The glue that integrates the divisions and capabilities together is the CCAMB. Yes that’s right. It’s that simple and it’s unbelievably functional.

But isn’t that exactly what we have now? In theory yes, but in practice no, which is why the agency world hurts so much, why clients are so frustrated and why nobody is making any money, at least not in the ways they should be. Agencies don’t actually have central control, and certainly not in an integrated fashion. We have separate P&Ls, separate businesses and separate agendas. We call it integration when it is in fact disintegration. It is this disintegration that has paved the way for management consultants and small start-ups to move into the traditional zones of marketing companies with such ease. They are very good at central management and neutrality is second nature. There are lessons to be learnt here.

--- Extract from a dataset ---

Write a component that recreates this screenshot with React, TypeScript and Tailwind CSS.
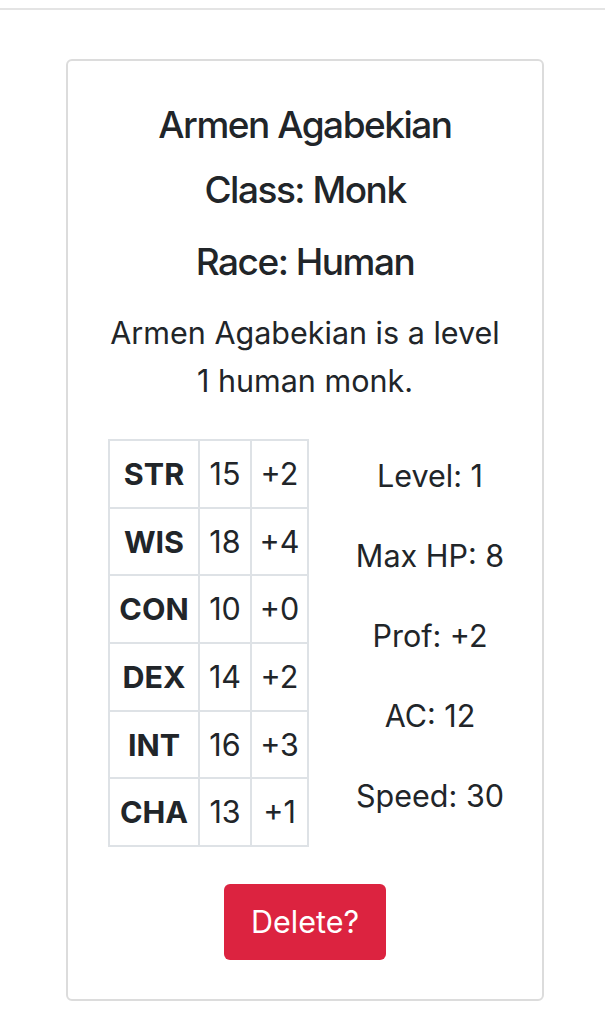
import React from "react";

const stats = [
  { name: "STR", score: 15, mod: "+2" },
  { name: "WIS", score: 18, mod: "+4" },
  { name: "CON", score: 10, mod: "+0" },
  { name: "DEX", score: 14, mod: "+2" },
  { name: "INT", score: 16, mod: "+3" },
  { name: "CHA", score: 13, mod: "+1" },
];

const extras = ["Level: 1", "Max HP: 8", "Prof: +2", "AC: 12", "Speed: 30"];

const App: React.FC = () => {
  return (
    <div className="min-h-screen bg-white text-[#212529]" style={{ fontFamily: "Inter, 'Noto Sans', sans-serif" }}>
      {/* top rule */}
      <div className="pt-2">
        <div className="h-[2px] bg-[#e4e4e4]" />
      </div>

      {/* Card */}
      <div className="mx-[66px] mt-[49px] w-[478px] h-[942px] rounded-md border-2 border-[#dcdcdc] flex flex-col items-center">
        <h3 className="mt-[42px] text-[37px] font-medium tracking-[-0.04em] leading-[44px]">Armen Agabekian</h3>
        <h3 className="mt-[21px] text-[37px] font-medium tracking-[-0.04em] leading-[44px]">Class: Monk</h3>
        <h3 className="mt-[28px] text-[37px] font-medium tracking-[-0.04em] leading-[44px]">Race: Human</h3>
        <p className="mt-[25px] w-[400px] text-center text-[30.5px] leading-[48px]">
          Armen Agabekian is a level 1 human monk.
        </p>

        {/* Stats row */}
        <div className="mt-[34px] w-full flex pl-[40px]">
          <table className="border-collapse text-[30.5px] border-2 border-[#dee2e6]">
            <tbody>
              {stats.map((s) => (
                <tr key={s.name} className="h-[67.7px]">
                  <td className="border-2 border-[#dee2e6] w-[90px] text-center font-bold">{s.name}</td>
                  <td className="border-2 border-[#dee2e6] w-[52px] text-center">{s.score}</td>
                  <td className="border-2 border-[#dee2e6] w-[57px] text-center">{s.mod}</td>
                </tr>
              ))}
            </tbody>
          </table>
          <div className="flex-1 ml-[9px] flex flex-col items-center pt-[13px] text-[30.5px] leading-[48px] gap-[32px]">
            {extras.map((e) => (
              <div key={e}>{e}</div>
            ))}
          </div>
        </div>

        <button
          type="button"
          className="mt-[37px] w-[162px] h-[76px] rounded-md bg-[#dc2340] text-white text-[30.5px]"
        >
          Delete?
        </button>
      </div>
    </div>
  );
};

export default App;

Exactly what does the CCAMB do? It completely and entirely owns and manages the client’s business and the agency group’s business, with centralised control over P&L. The multiple chains of client service relationship increase costs and complexity, and create tension and disintegration. It is impossible to expect an agency to own the client relationship on behalf of other agencies and businesses with whom it does not share direct financial and P&L accountability. There will be readers now saying to themselves that this is simply a description of an account management function, but that is just the point, because a lack of ability to manage integrated, media neutral outcomes for clients is holding the industry back. There is a structural issue, not a creative one, and structural issues cost everyone money.

Think of the future agency model in the same way you would a truck full of stationery en route from the stationery shop to a customer. In the current model if the customer orders stationery a truck arrives to deliver the rubber, another to deliver a pen, another to deliver a ruler and so forth. The ruler, pen and rubber all look different, the rubber doesn’t rub out ink and the roads are jammed with trucks. The combined delivery cost is more than the cost of the stationery. It just doesn’t make sense. A central advisor and account management service works much better and saves costs that can be deployed in far more effective ways.

The good news is we have started to see the semblance of this structure developing across many agency groups. The bad news is none appear to have supported these developing divisional themes with internal centralised profit centres.

Agency divisions continue to compete with each other and do not work cohesively. The winners in 2016 will be the ones that do.